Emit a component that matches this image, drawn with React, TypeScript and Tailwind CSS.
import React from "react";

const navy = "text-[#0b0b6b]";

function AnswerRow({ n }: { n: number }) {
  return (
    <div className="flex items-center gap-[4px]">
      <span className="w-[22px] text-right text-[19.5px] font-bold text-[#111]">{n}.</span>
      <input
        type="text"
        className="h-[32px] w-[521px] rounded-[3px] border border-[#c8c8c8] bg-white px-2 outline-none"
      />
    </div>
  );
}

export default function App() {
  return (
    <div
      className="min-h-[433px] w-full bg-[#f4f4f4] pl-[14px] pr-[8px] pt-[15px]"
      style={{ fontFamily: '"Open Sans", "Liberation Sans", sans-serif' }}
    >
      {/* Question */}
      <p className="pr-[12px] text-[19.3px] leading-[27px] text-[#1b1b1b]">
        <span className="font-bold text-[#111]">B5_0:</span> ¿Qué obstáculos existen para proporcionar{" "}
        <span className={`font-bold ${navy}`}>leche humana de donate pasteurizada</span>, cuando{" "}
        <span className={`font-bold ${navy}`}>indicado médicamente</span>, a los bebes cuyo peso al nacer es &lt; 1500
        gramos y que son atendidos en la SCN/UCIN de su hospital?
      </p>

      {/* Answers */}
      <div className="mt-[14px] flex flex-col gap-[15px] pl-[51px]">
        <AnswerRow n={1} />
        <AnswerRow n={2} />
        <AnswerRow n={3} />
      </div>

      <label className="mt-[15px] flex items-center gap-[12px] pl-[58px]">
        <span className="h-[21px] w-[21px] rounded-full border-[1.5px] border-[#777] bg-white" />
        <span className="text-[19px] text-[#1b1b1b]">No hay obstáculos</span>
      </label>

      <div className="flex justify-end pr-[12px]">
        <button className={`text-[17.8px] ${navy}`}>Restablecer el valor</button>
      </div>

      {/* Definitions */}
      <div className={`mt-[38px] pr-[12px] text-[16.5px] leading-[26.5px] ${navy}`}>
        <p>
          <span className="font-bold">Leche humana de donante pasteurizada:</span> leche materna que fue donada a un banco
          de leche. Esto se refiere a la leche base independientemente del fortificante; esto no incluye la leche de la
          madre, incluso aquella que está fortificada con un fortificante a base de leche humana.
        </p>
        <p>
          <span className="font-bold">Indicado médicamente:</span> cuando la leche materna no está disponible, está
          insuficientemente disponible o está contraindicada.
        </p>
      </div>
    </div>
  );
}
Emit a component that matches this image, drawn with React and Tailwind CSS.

************

* **Stated goal**
Copy every record above exactly as it appears.

* **Finished answer**
Emit a component that matches this image, drawn with React, TypeScript and Tailwind CSS.
import React from "react";

const navy = "text-[#0b0b6b]";

function AnswerRow({ n }: { n: number }) {
  return (
    <div className="flex items-center gap-[4px]">
      <span className="w-[22px] text-right text-[19.5px] font-bold text-[#111]">{n}.</span>
      <input
        type="text"
        className="h-[32px] w-[521px] rounded-[3px] border border-[#c8c8c8] bg-white px-2 outline-none"
      />
    </div>
  );
}

export default function App() {
  return (
    <div
      className="min-h-[433px] w-full bg-[#f4f4f4] pl-[14px] pr-[8px] pt-[15px]"
      style={{ fontFamily: '"Open Sans", "Liberation Sans", sans-serif' }}
    >
      {/* Question */}
      <p className="pr-[12px] text-[19.3px] leading-[27px] text-[#1b1b1b]">
        <span className="font-bold text-[#111]">B5_0:</span> ¿Qué obstáculos existen para proporcionar{" "}
        <span className={`font-bold ${navy}`}>leche humana de donate pasteurizada</span>, cuando{" "}
        <span className={`font-bold ${navy}`}>indicado médicamente</span>, a los bebes cuyo peso al nacer es &lt; 1500
        gramos y que son atendidos en la SCN/UCIN de su hospital?
      </p>

      {/* Answers */}
      <div className="mt-[14px] flex flex-col gap-[15px] pl-[51px]">
        <AnswerRow n={1} />
        <AnswerRow n={2} />
        <AnswerRow n={3} />
      </div>

      <label className="mt-[15px] flex items-center gap-[12px] pl-[58px]">
        <span className="h-[21px] w-[21px] rounded-full border-[1.5px] border-[#777] bg-white" />
        <span className="text-[19px] text-[#1b1b1b]">No hay obstáculos</span>
      </label>

      <div className="flex justify-end pr-[12px]">
        <button className={`text-[17.8px] ${navy}`}>Restablecer el valor</button>
      </div>

      {/* Definitions */}
      <div className={`mt-[38px] pr-[12px] text-[16.5px] leading-[26.5px] ${navy}`}>
        <p>
          <span className="font-bold">Leche humana de donante pasteurizada:</span> leche materna que fue donada a un banco
          de leche. Esto se refiere a la leche base independientemente del fortificante; esto no incluye la leche de la
          madre, incluso aquella que está fortificada con un fortificante a base de leche humana.
        </p>
        <p>
          <span className="font-bold">Indicado médicamente:</span> cuando la leche materna no está disponible, está
          insuficientemente disponible o está contraindicada.
        </p>
      </div>
    </div>
  );
}
Emit a component that matches this image, drawn with React and Tailwind CSS.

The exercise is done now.